Образ Вертинского тоже держится на противоречии, которое совершенно очевидно. Очень многие удивлялись, что Вертинский некоторое время своей жизни работал грузчиком. Но все как раз очень логично, ведь на самом деле кажущаяся изнеженность, хрупкость, слабость этого Пьеро стоит на железной физической и внутренней силе, на поразительной самодисциплине. И, кстати говоря, почему Вертинского так полюбила уже советская аудитория? При том, что официально он был в немилости, он совершенно справедливо писал в министерство культуры: «Где-то там: наверху всё ещё делают вид, что я не вернулся, что меня нет в стране. Обо мне не пишут и не говорят ни слова. Газетчики и журналисты говорят: «Нет сигнала». Вероятно, его и не будет. А между тем я есть! Меня любит народ (Простите мне эту смелость). Я уже по 4-му и 5-му разу объехал нашу страну, я заканчиваю третью тысячу концертов!..». Действительно, пластинки не выходили до посмертного первого большого диска, который вышел аж в конце 60-х, граммофонные пластинки нельзя было достать, анонсы концертов появлялись где угодно, кроме больших серьезных газет. Иногда по каким-то афишам люди узнавали, что Вертинский выступает в ВТО или в Доме ветеранов сцены. Вертинский после возвращения, после 43-го года, дал порядка трех с половиной тысяч концертов. Это фантастическая цифра. У него случались два выступления в день. У него случались месяцы, когда он давал 24 концерта, у него три дня оставались на пребывание с семьей, а все остальное время он объезжал Россию в диапазоне от Дальнего Востока до Петербурга. И это тоже удивительным образом сочеталось. Ему случалось, представьте себе, выступать в колхозах. Вертинский, выступающий в колхозе, – это одна из тех бредовых коллизий, которые может устроить только советская власть. И надо вам сказать, что он выдержал 15 лет этого марафона. Он умер в 57-м году 21 мая, в день своего последнего концерта, который давался в Доме ветеранов сцены Ленинграда имени Савиной. После этого умер в «Астории» от острой сердечной недостаточности, и никто не успел подбежать. Так вот, эта острая сердечная недостаточность настигла его только после 15 лет безумных разъездов. И самое поразительное, что все это было за копейки.

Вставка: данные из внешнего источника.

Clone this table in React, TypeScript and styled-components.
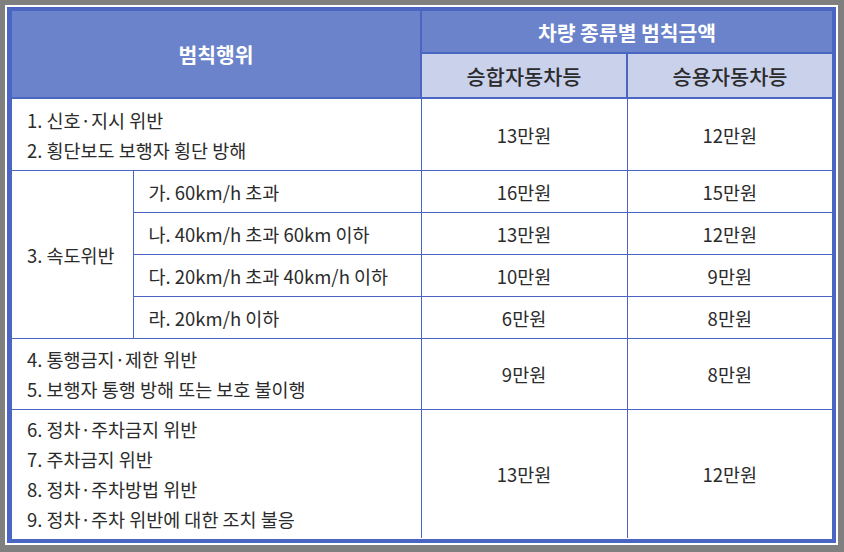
import styled, { createGlobalStyle } from "styled-components";

const GlobalStyle = createGlobalStyle`
  html, body {
    margin: 0;
    padding: 0;
    background: #7f7f7f;
  }
  body {
    font-family: "Noto Sans CJK KR", "Noto Sans", sans-serif;
    color: #2b2b2b;
  }
`;

const LINE = "#4a66c2";

const Frame = styled.div`
  box-sizing: border-box;
  width: 833px;
  height: 540px;
  margin: 5px 0 0 5px;
  padding: 2px;
  background: #fff;
`;

const Border = styled.div`
  box-sizing: border-box;
  width: 100%;
  height: 100%;
  border: 4px solid ${LINE};
  border-left-width: 5px;
  background: #fff;
`;

const Table = styled.table`
  width: 820px;
  border-collapse: collapse;
  table-layout: fixed;
`;

const HeadCell = styled.th<{ $light?: boolean; $h: number }>`
  height: ${(p) => p.$h}px;
  padding: 0;
  background: ${(p) => (p.$light ? "#c9d1eb" : "#6b83cb")};
  color: ${(p) => (p.$light ? "#2b2b2b" : "#fff")};
  font-size: ${(p) => (p.$light ? 20.8 : 20.4)}px;
  font-weight: ${(p) => (p.$light ? 500 : 700)};
  border: 2px solid ${LINE};
  border-top: none;
  text-align: center;
  vertical-align: middle;
  &:first-child {
    border-left: none;
  }
  &:last-child {
    border-right: none;
  }
`;

const Cell = styled.td<{ $h?: number; $center?: boolean }>`
  height: ${(p) => (p.$h ? `${p.$h - 1}px` : "auto")};
  padding: ${(p) => (p.$center ? "0" : "0 0 0 15px")};
  font-size: 18.5px;
  line-height: 30px;
  text-align: ${(p) => (p.$center ? "center" : "left")};
  vertical-align: middle;
  border: 1px solid ${LINE};
  border-top: none;
  &:first-child {
    border-left: none;
  }
  &:last-child {
    border-right: none;
  }
`;

const BodyRow = styled.tr<{ $last?: boolean }>`
  ${(p) => p.$last && `td { border-bottom: none; }`}
`;

const Line = styled.div``;

type Group = {
  items: string[];
  h: number;
  a: string;
  b: string;
};

const speed = [
  { label: "가. 60km/h 초과", a: "16만원", b: "15만원" },
  { label: "나. 40km/h 초과 60km 이하", a: "13만원", b: "12만원" },
  { label: "다. 20km/h 초과 40km/h 이하", a: "10만원", b: "9만원" },
  { label: "라. 20km/h 이하", a: "6만원", b: "8만원" },
];

const first: Group = {
  items: ["1. 신호·지시 위반", "2. 횡단보도 보행자 횡단 방해"],
  h: 72,
  a: "13만원",
  b: "12만원",
};

const rest: Group[] = [
  {
    items: ["4. 통행금지·제한 위반", "5. 보행자 통행 방해 또는 보호 불이행"],
    h: 71,
    a: "9만원",
    b: "8만원",
  },
  {
    items: [
      "6. 정차·주차금지 위반",
      "7. 주차금지 위반",
      "8. 정차·주차방법 위반",
      "9. 정차·주차 위반에 대한 조치 불응",
    ],
    h: 129,
    a: "13만원",
    b: "12만원",
  },
];

const GroupRow = ({ g, last }: { g: Group; last?: boolean }) => (
  <BodyRow $last={last}>
    <Cell colSpan={2} $h={g.h}>
      {g.items.map((t) => (
        <Line key={t}>{t}</Line>
      ))}
    </Cell>
    <Cell $center>{g.a}</Cell>
    <Cell $center>{g.b}</Cell>
  </BodyRow>
);

const App = () => (
  <>
    <GlobalStyle />
    <Frame>
      <Border>
        <Table>
          <colgroup>
            <col style={{ width: 121 }} />
            <col style={{ width: 288 }} />
            <col style={{ width: 206 }} />
            <col style={{ width: 205 }} />
          </colgroup>
          <thead>
            <tr>
              <HeadCell colSpan={2} rowSpan={2} $h={41}>
                범칙행위
              </HeadCell>
              <HeadCell colSpan={2} $h={41}>
                차량 종류별 범칙금액
              </HeadCell>
            </tr>
            <tr>
              <HeadCell $light $h={43}>
                승합자동차등
              </HeadCell>
              <HeadCell $light $h={43}>
                승용자동차등
              </HeadCell>
            </tr>
          </thead>
          <tbody>
            <GroupRow g={first} />
            {speed.map((s, i) => (
              <BodyRow key={s.label}>
                {i === 0 && (
                  <Cell rowSpan={4} $h={168}>
                    3. 속도위반
                  </Cell>
                )}
                <Cell $h={42}>{s.label}</Cell>
                <Cell $center>{s.a}</Cell>
                <Cell $center>{s.b}</Cell>
              </BodyRow>
            ))}
            {rest.map((g, i) => (
              <GroupRow key={i} g={g} last={i === rest.length - 1} />
            ))}
          </tbody>
        </Table>
      </Border>
    </Frame>
  </>
);

export default App;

Вертинскому нравилось ездить. Ему нравилось чувство востребованности. И вот эти ариетки странным образом органично звучали в любой аудитории, в том числе, например, в Харькове, в аудитории рабочей. Тогда еще Россия была по-настоящему большая, Советский Союз. Она включала в себя и Харьков, она включала в себя и Донецк, который еще не был самопровозглашенным, включала в себя и Прибалтику, где его особенно чтили. Он был абсолютно универсален. Благодаря чему? Видимо, благодаря тому, что сквозь странный, слабый, изнеженный облик Пьеро всегда проступала железная сила, железная внутренняя мощь. Это сочетание очень часто свойственно русским аристократам, сочетание нервности и изнеженности с выносливостью, великолепной физической силой, телесной мощью, эротической мощью всепобеждающей. О страшном количестве побед Вертинского над женским полом вспоминают все, кто его знал. Он более-менее остепенился только после последнего брака. И он сам ведь это отмечал. Мы все помним пленительную интонацию, с которой в «Песенке о жене» говорится: «Здравствуй, чиженька, единственный и мой». Все мы понимаем и то, что слабость, хрупкость и изнеженность этого Пьеро держится не просто не железной выдержке, но и на большой физической мощи. А иначе, конечно, вся его потрясающая сценическая пластика, потрясающая выносливость, готовность петь часами просто не существовала бы, не говоря уже о том, что не вынес бы он и эмигрантской жизни. Ведь в эмигрантской практике Вертинского были моменты, когда ему приходилось петь в ресторанах. Он вспоминает об этом с ужасом и презрением – как он пел, перекрывая вой, крик, чавканье. И он героически все это выносил. Его Пьеро на самом деле, что и показала жизнь, гораздо сильнее и выносливее, чем Арлекин Маяковского. И более того, у него гораздо ниже требования к комфорту. Он может действительно в любых условиях существовать.
Мы знаем, что Вертинский очень рано потерял родителей: в три года мать, в шесть лет отца, что их разлучили с сестрой, что он воспитывался у родни. Кстати говоря, он отчасти повторяет путь Маяковского в том плане, что Маяковский начинал учебу отличником, а к четвертому классу гимназии, помните, там были «единицы, слабо разноображиваемые двойками», по авторскому определению. Вертинский в Первую киевскую гимназию поступил вообще с блеском, а вот уже к четвертому году был оттуда изгнан. Кстати говоря, бывал многократно изгоняем с работы за мечтательность, потому что он, как и Маяковский, совершенно не был приспособлен ни к какому монотонному труду, зато чрезвычайно – как и о Чаплине мы с вами говорили, это тоже черта гения, – зато чрезвычайно был упорен в постановке и обработке собственных номеров и всего, что было ему интересно.